6/9/21

Don't Confuse Andrew Shaffer with a Poet

 

LOOK MOM I’M A POET (and so is my cat) (2021)

By Andrew Shaffer

Dime House Press, 146 pages.

 


 

 

The best thing about Andrew Shaffer’s chapbook is the cover. Seriously. It’s festooned with a (vaguely) Victorian man holding an opossum. It’s all downhill from there.

 

Let's start with the title. Shaffer is not a poet. There’s a difference between doggerel and a dog’s breakfast. These days everyone who puts words into a rap or fills a screen with unorthodox spacing fancies themselves the next Amanda Gordon or Billy Collins. That's utter nonsense. Gordon is the heir to Langston Hughes, who a century ago wrote of the dangers of a dream deferred. Her poetry moves with the grace and rhythm of music and challenges America to live up to its ideals. Shaffer’s PR machine cranks out comparisons to Collins, a risible analogy. Collins is a treasure because of his wondrous mix of humor and profundity. Collins makes you laugh, then cringe; he makes you want to suck the marrow from the smallest sublime moments because life is fleeting.

 

Snark is not the same thing as the depth. Shaffer is also billed as a humorist. Silly me, I thought that actual “humor” was a prerequisite for being a humorist. Shaffer’s is the look-over-the shoulder naughtiness that stops being funny about the time an adolescent boy graduates from junior high school. Consider these lines prompted by seeing a t-shirt that reads, “I Have a Pretty Granddaughter. I Also Have a Gun, a Shovel, and an Alibi.”

 

            I thought about telling him

            that I have a shovel, too,

            and that I was going to dig up his backyard looking for his granddaughter, because what the fuck, dude.

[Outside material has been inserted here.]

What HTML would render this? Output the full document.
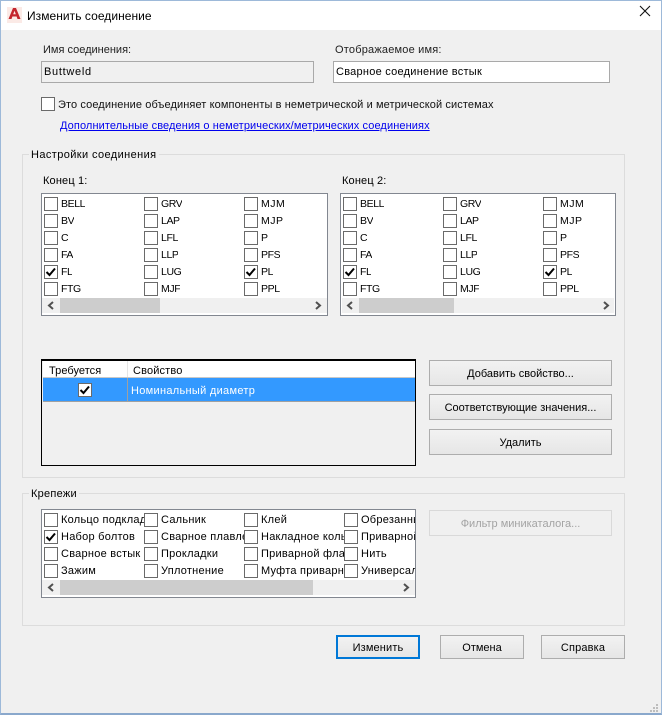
<!DOCTYPE html>
<html><head><meta charset="utf-8"><style>
html,body{margin:0;padding:0;width:662px;height:715px;overflow:hidden;background:#f0f0f0}
body{position:relative;font-family:"Liberation Sans",sans-serif;font-size:11px;color:#000;letter-spacing:.25px}
div,svg{position:absolute;box-sizing:border-box}
.t{line-height:14px;padding-top:1px;height:15px;white-space:nowrap;overflow:hidden}
.x{font-size:10.5px;letter-spacing:-.4px}
.m{font-size:10.5px;letter-spacing:.5px}
.c{width:14px;height:14px;border:1px solid #6a6a6a;background:#fff}
.b{border:1px solid #adadad;background:linear-gradient(#f2f2f2,#e6e6e6);text-align:center;white-space:nowrap;letter-spacing:0}
.g{border:1px solid #dcdcdc}
.l{background:#fff;border:1px solid #828790}
.sb{background:#f0f0f0;height:15px}
.th{background:#cdcdcd;height:15px}
</style></head><body>
<div style="left:0;top:0;width:662px;height:715px;border:1px solid #9db9d9;border-bottom:2px solid #8aa8cc"></div>
<div style="left:1px;top:1px;width:660px;height:29px;background:#fff"></div>
<div style="left:7px;top:7px;width:15px;height:16px;background:#fbeae6"></div>
<svg style="left:7px;top:7px" width="15" height="16" viewBox="0 0 15 16"><path d="M1.5 12 L6 1 H9 L13.5 12 H10.5 L9.6 9.5 H5.4 L4.5 12 Z M6.2 7.3 H8.8 L7.5 3.8 Z" fill="#c4262e" fill-rule="evenodd"/></svg>
<div class="t" style="left:27px;top:8px;font-size:12px;letter-spacing:.05px;height:16px">Изменить соединение</div>
<svg style="left:639px;top:5px" width="12" height="12" viewBox="0 0 12 12"><path d="M1 1 L11 11 M11 1 L1 11" stroke="#111" stroke-width="1.1"/></svg>

<div class="t" style="left:43px;top:42px;color:#222;letter-spacing:0">Имя соединения:</div>
<div style="left:41px;top:61px;width:273px;height:22px;background:#f0f0f0;border:1px solid #a9a9a9"></div>
<div class="t" style="left:44px;top:64px;letter-spacing:.7px">Buttweld</div>
<div class="t" style="left:335px;top:42px;color:#222;letter-spacing:.2px">Отображаемое имя:</div>
<div style="left:333px;top:61px;width:277px;height:22px;background:#fff;border:1px solid #a9a9a9"></div>
<div class="t" style="left:336px;top:64px">Сварное соединение встык</div>

<div class="c" style="left:41px;top:97px"></div>
<div class="t" style="left:58px;top:97px;color:#111;letter-spacing:.1px">Это соединение объединяет компоненты в неметрической и метрической системах</div>
<div class="t" style="left:60px;top:118px;color:#0000ee;text-decoration:underline;letter-spacing:.1px">Дополнительные сведения о неметрических/метрических соединениях</div>

<div class="g" style="left:22px;top:154px;width:603px;height:324px"></div>
<div class="t" style="left:29px;top:147px;background:#f0f0f0;padding:1px 2px 0;letter-spacing:.4px">Настройки соединения</div>
<div class="t" style="left:43px;top:173px;letter-spacing:.15px">Конец 1:</div>
<div class="l" style="left:41px;top:193px;width:287px;height:123px"></div>
<div class="t" style="left:342px;top:173px;letter-spacing:.15px">Конец 2:</div>
<div class="l" style="left:340px;top:193px;width:276px;height:123px"></div>

<div class="c" style="left:44px;top:197px"></div><div class="t x" style="left:61px;top:196px">BELL</div>
<div class="c" style="left:44px;top:214px"></div><div class="t x" style="left:61px;top:213px">BV</div>
<div class="c" style="left:44px;top:231px"></div><div class="t x" style="left:61px;top:230px">C</div>
<div class="c" style="left:44px;top:248px"></div><div class="t x" style="left:61px;top:247px">FA</div>
<div class="c" style="left:44px;top:265px"><svg style="left:0;top:0" width="12" height="12"><path d="M1.5 6 L4.5 9 L10 2.5" stroke="#000" stroke-width="2" fill="none"/></svg></div><div class="t x" style="left:61px;top:264px">FL</div>
<div class="c" style="left:44px;top:282px"></div><div class="t x" style="left:61px;top:281px">FTG</div>
<div class="c" style="left:144px;top:197px"></div><div class="t x" style="left:161px;top:196px">GRV</div>
<div class="c" style="left:144px;top:214px"></div><div class="t x" style="left:161px;top:213px">LAP</div>
<div class="c" style="left:144px;top:231px"></div><div class="t x" style="left:161px;top:230px">LFL</div>
<div class="c" style="left:144px;top:248px"></div><div class="t x" style="left:161px;top:247px">LLP</div>
<div class="c" style="left:144px;top:265px"></div><div class="t x" style="left:161px;top:264px">LUG</div>
<div class="c" style="left:144px;top:282px"></div><div class="t x" style="left:161px;top:281px">MJF</div>
<div class="c" style="left:244px;top:197px"></div><div class="t m" style="left:261px;top:196px">MJM</div>
<div class="c" style="left:244px;top:214px"></div><div class="t m" style="left:261px;top:213px">MJP</div>
<div class="c" style="left:244px;top:231px"></div><div class="t x" style="left:261px;top:230px">P</div>
<div class="c" style="left:244px;top:248px"></div><div class="t x" style="left:261px;top:247px">PFS</div>
<div class="c" style="left:244px;top:265px"><svg style="left:0;top:0" width="12" height="12"><path d="M1.5 6 L4.5 9 L10 2.5" stroke="#000" stroke-width="2" fill="none"/></svg></div><div class="t x" style="left:261px;top:264px">PL</div>
<div class="c" style="left:244px;top:282px"></div><div class="t x" style="left:261px;top:281px">PPL</div>
<div class="sb" style="left:42px;top:298px;width:285px"></div><div class="th" style="left:60px;top:298px;width:100px"></div>
<svg style="left:47px;top:301px" width="8" height="9"><path d="M6 1 L2 4.5 L6 8" stroke="#505050" stroke-width="2" fill="none"/></svg>
<svg style="left:314px;top:301px" width="8" height="9"><path d="M2 1 L6 4.5 L2 8" stroke="#505050" stroke-width="2" fill="none"/></svg>

<div class="c" style="left:343px;top:197px"></div><div class="t x" style="left:360px;top:196px">BELL</div>
<div class="c" style="left:343px;top:214px"></div><div class="t x" style="left:360px;top:213px">BV</div>
<div class="c" style="left:343px;top:231px"></div><div class="t x" style="left:360px;top:230px">C</div>
<div class="c" style="left:343px;top:248px"></div><div class="t x" style="left:360px;top:247px">FA</div>
<div class="c" style="left:343px;top:265px"><svg style="left:0;top:0" width="12" height="12"><path d="M1.5 6 L4.5 9 L10 2.5" stroke="#000" stroke-width="2" fill="none"/></svg></div><div class="t x" style="left:360px;top:264px">FL</div>
<div class="c" style="left:343px;top:282px"></div><div class="t x" style="left:360px;top:281px">FTG</div>
<div class="c" style="left:443px;top:197px"></div><div class="t x" style="left:460px;top:196px">GRV</div>
<div class="c" style="left:443px;top:214px"></div><div class="t x" style="left:460px;top:213px">LAP</div>
<div class="c" style="left:443px;top:231px"></div><div class="t x" style="left:460px;top:230px">LFL</div>
<div class="c" style="left:443px;top:248px"></div><div class="t x" style="left:460px;top:247px">LLP</div>
<div class="c" style="left:443px;top:265px"></div><div class="t x" style="left:460px;top:264px">LUG</div>
<div class="c" style="left:443px;top:282px"></div><div class="t x" style="left:460px;top:281px">MJF</div>
<div class="c" style="left:543px;top:197px"></div><div class="t m" style="left:560px;top:196px">MJM</div>
<div class="c" style="left:543px;top:214px"></div><div class="t m" style="left:560px;top:213px">MJP</div>
<div class="c" style="left:543px;top:231px"></div><div class="t x" style="left:560px;top:230px">P</div>
<div class="c" style="left:543px;top:248px"></div><div class="t x" style="left:560px;top:247px">PFS</div>
<div class="c" style="left:543px;top:265px"><svg style="left:0;top:0" width="12" height="12"><path d="M1.5 6 L4.5 9 L10 2.5" stroke="#000" stroke-width="2" fill="none"/></svg></div><div class="t x" style="left:560px;top:264px">PL</div>
<div class="c" style="left:543px;top:282px"></div><div class="t x" style="left:560px;top:281px">PPL</div>
<div class="sb" style="left:342px;top:298px;width:272px"></div><div class="th" style="left:359px;top:298px;width:95px"></div>
<svg style="left:346px;top:301px" width="8" height="9"><path d="M6 1 L2 4.5 L6 8" stroke="#505050" stroke-width="2" fill="none"/></svg>
<svg style="left:602px;top:301px" width="8" height="9"><path d="M2 1 L6 4.5 L2 8" stroke="#505050" stroke-width="2" fill="none"/></svg>

<div style="left:41px;top:359px;width:375px;height:107px;border:1px solid #000;border-width:2px 1px 1px 1px;background:#f0f0f0"></div>
<div style="left:43px;top:361px;width:372px;height:16px;background:#fff"></div>
<div style="left:127px;top:361px;width:1px;height:16px;background:#e5e5e5"></div>
<div class="t" style="left:49px;top:363px;letter-spacing:.05px">Требуется</div>
<div class="t" style="left:133px;top:363px;letter-spacing:.15px">Свойство</div>
<div style="left:43px;top:377px;width:372px;height:25px;background:#3399ff;border-top:1px solid #c8c8c8;border-bottom:1px solid #a0a0a0"></div>
<div style="left:127px;top:378px;width:1px;height:24px;background:#a0a0a0"></div>
<div class="c" style="left:78px;top:383px"><svg style="left:0;top:0" width="12" height="12"><path d="M1.5 6 L4.5 9 L10 2.5" stroke="#000" stroke-width="2" fill="none"/></svg></div>
<div class="t" style="left:131px;top:383px;color:#fff;letter-spacing:.3px">Номинальный диаметр</div>

<div class="b" style="left:429px;top:360px;width:183px;height:26px;line-height:26px">Добавить свойство...</div>
<div class="b" style="left:429px;top:394px;width:183px;height:26px;line-height:26px">Соответствующие значения...</div>
<div class="b" style="left:429px;top:429px;width:183px;height:26px;line-height:26px">Удалить</div>

<div class="g" style="left:22px;top:493px;width:603px;height:133px"></div>
<div class="t" style="left:29px;top:486px;background:#f0f0f0;padding:1px 2px 0">Крепежи</div>
<div class="l" style="left:41px;top:509px;width:375px;height:89px"></div>

<div class="t" style="left:61px;top:512px;width:83px">Кольцо подкладное</div><div class="c" style="left:44px;top:513px"></div>
<div class="t" style="left:61px;top:529px;width:83px">Набор болтов</div><div class="c" style="left:44px;top:530px"><svg style="left:0;top:0" width="12" height="12"><path d="M1.5 6 L4.5 9 L10 2.5" stroke="#000" stroke-width="2" fill="none"/></svg></div>
<div class="t" style="left:61px;top:546px;width:83px">Сварное встык</div><div class="c" style="left:44px;top:547px"></div>
<div class="t" style="left:61px;top:563px;width:83px">Зажим</div><div class="c" style="left:44px;top:564px"></div>
<div class="t" style="left:161px;top:512px;width:83px">Сальник</div><div class="c" style="left:144px;top:513px"></div>
<div class="t" style="left:161px;top:529px;width:83px">Сварное плавлением</div><div class="c" style="left:144px;top:530px"></div>
<div class="t" style="left:161px;top:546px;width:83px">Прокладки</div><div class="c" style="left:144px;top:547px"></div>
<div class="t" style="left:161px;top:563px;width:83px">Уплотнение</div><div class="c" style="left:144px;top:564px"></div>
<div class="t" style="left:261px;top:512px;width:83px">Клей</div><div class="c" style="left:244px;top:513px"></div>
<div class="t" style="left:261px;top:529px;width:83px">Накладное кольцо</div><div class="c" style="left:244px;top:530px"></div>
<div class="t" style="left:261px;top:546px;width:83px">Приварной фланец</div><div class="c" style="left:244px;top:547px"></div>
<div class="t" style="left:261px;top:563px;width:83px">Муфта приварная</div><div class="c" style="left:244px;top:564px"></div>
<div class="t" style="left:361px;top:512px;width:54px">Обрезанный</div><div class="c" style="left:344px;top:513px"></div>
<div class="t" style="left:361px;top:529px;width:54px">Приварной</div><div class="c" style="left:344px;top:530px"></div>
<div class="t" style="left:361px;top:546px;width:54px">Нить</div><div class="c" style="left:344px;top:547px"></div>
<div class="t" style="left:361px;top:563px;width:54px">Универсальный</div><div class="c" style="left:344px;top:564px"></div>
<div class="sb" style="left:42px;top:580px;width:373px"></div><div class="th" style="left:60px;top:580px;width:253px"></div>
<svg style="left:47px;top:583px" width="8" height="9"><path d="M6 1 L2 4.5 L6 8" stroke="#505050" stroke-width="2" fill="none"/></svg>
<svg style="left:402px;top:583px" width="8" height="9"><path d="M2 1 L6 4.5 L2 8" stroke="#505050" stroke-width="2" fill="none"/></svg>

<div class="b" style="left:429px;top:510px;width:183px;height:26px;line-height:26px;background:#f0f0f0;border-color:#d9d9d9;color:#a3a3a3">Фильтр миникаталога...</div>

<div class="b" style="left:336px;top:635px;width:84px;height:24px;line-height:22px;border:2px solid #0078d7;letter-spacing:.15px">Изменить</div>
<div class="b" style="left:440px;top:635px;width:84px;height:24px;line-height:24px">Отмена</div>
<div class="b" style="left:541px;top:635px;width:84px;height:24px;line-height:24px;letter-spacing:.15px">Справка</div>

<svg style="left:649px;top:704px" width="10" height="10"><path d="M7 0h2v2h-2z M4 3h2v2h-2z M7 3h2v2h-2z M1 6h2v2h-2z M4 6h2v2h-2z M7 6h2v2h-2z" fill="#bdbdbd"/></svg>
</body></html>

            What the fuck?”

 

Perhaps his words appeal to pop culture addicts who think that dropping a few memes and brand names confers cultural capital. In “I Read Your Chapbook” Shaffer writes,

 

            Oh, look, just what the world needs –

            another book from an Instagram poet

            filled with more derivative tripe

            about love, whiskey, and scars.

 

            Lord Byron would have drunk wine

             from your tattooed hipster skull

            while riding his pet bear

            into the House of Lords

            before making sweet, sweet love

            to his half-sister on the parliament floor.

 

            Really makes you wonder, though:

            When did he find the time to write?

 

It says it all to note this is his best work. As a poem it’s trite. It would, though, be a good standup routine.

 

In his (failed) efforts to write droll lines, Shaffer consistently goes for the cheap rather than transforming an inspired idea into a good poem. In “All Hands on Deck,” Shaffer discusses how numerous versifiers wrote submissions for The New Yorker after 9/11. He sets a melancholic tone that he ruins with: "Six months later, we received our rejections, our metaphors as unnecessary as another Ben Stiller movie…" This is the sort of line one utters at a party. Participants nod and give it the acknowledgment it deserves: "Good line dude.” Again, good standup material.

 

He does this throughout. In “Poetry Edgelord” he has an insightful moment in which he writes, “A poem is just a short story/without proper punctuation.” So why ruin it with childish references to Walt Shitman and William Turdsworth? Shaffer can’t even follow his own dictates. Later, he tries to pass off several children’s jokes about farts and witches as poems by arranging them as such. What do we wish to make of his observation after seeing the musical Hamilton:  "If Alexander Hamilton was such bomb- ass rapper, why did he ever bother with politics?" I will give Shaffer credit for at least knowing that imagining a cloud as penis-shaped deserves the title “Stupid.”

 

He has several repeating themes–“#SponsoredPost,” “Great Kentuckians of Kentucky,” and recurrent references to the Pittsburgh Steelers–that are so lightweight one expects them to fly away. They are akin to his “Carpe DM.” The entire offering reads: “Every day is a new/opportunity to say/”Fuck it all.” Ditto his observation in “Goodnight Moon” in which he offers this offbeat/off-color observation: “One person’s nightmare of being naked in public is another’s wet dream.”

 

It’s ironic that Shaffer skewers hipsters; Shaffer seeks to be one. If you don’t already hate hipsters, you will by the time you finish reading his work. Tell you what. Go ahead and preemptively hate them. I’ve saved you the trouble of reading this. Try Amanda Gordon and Billy Collins instead.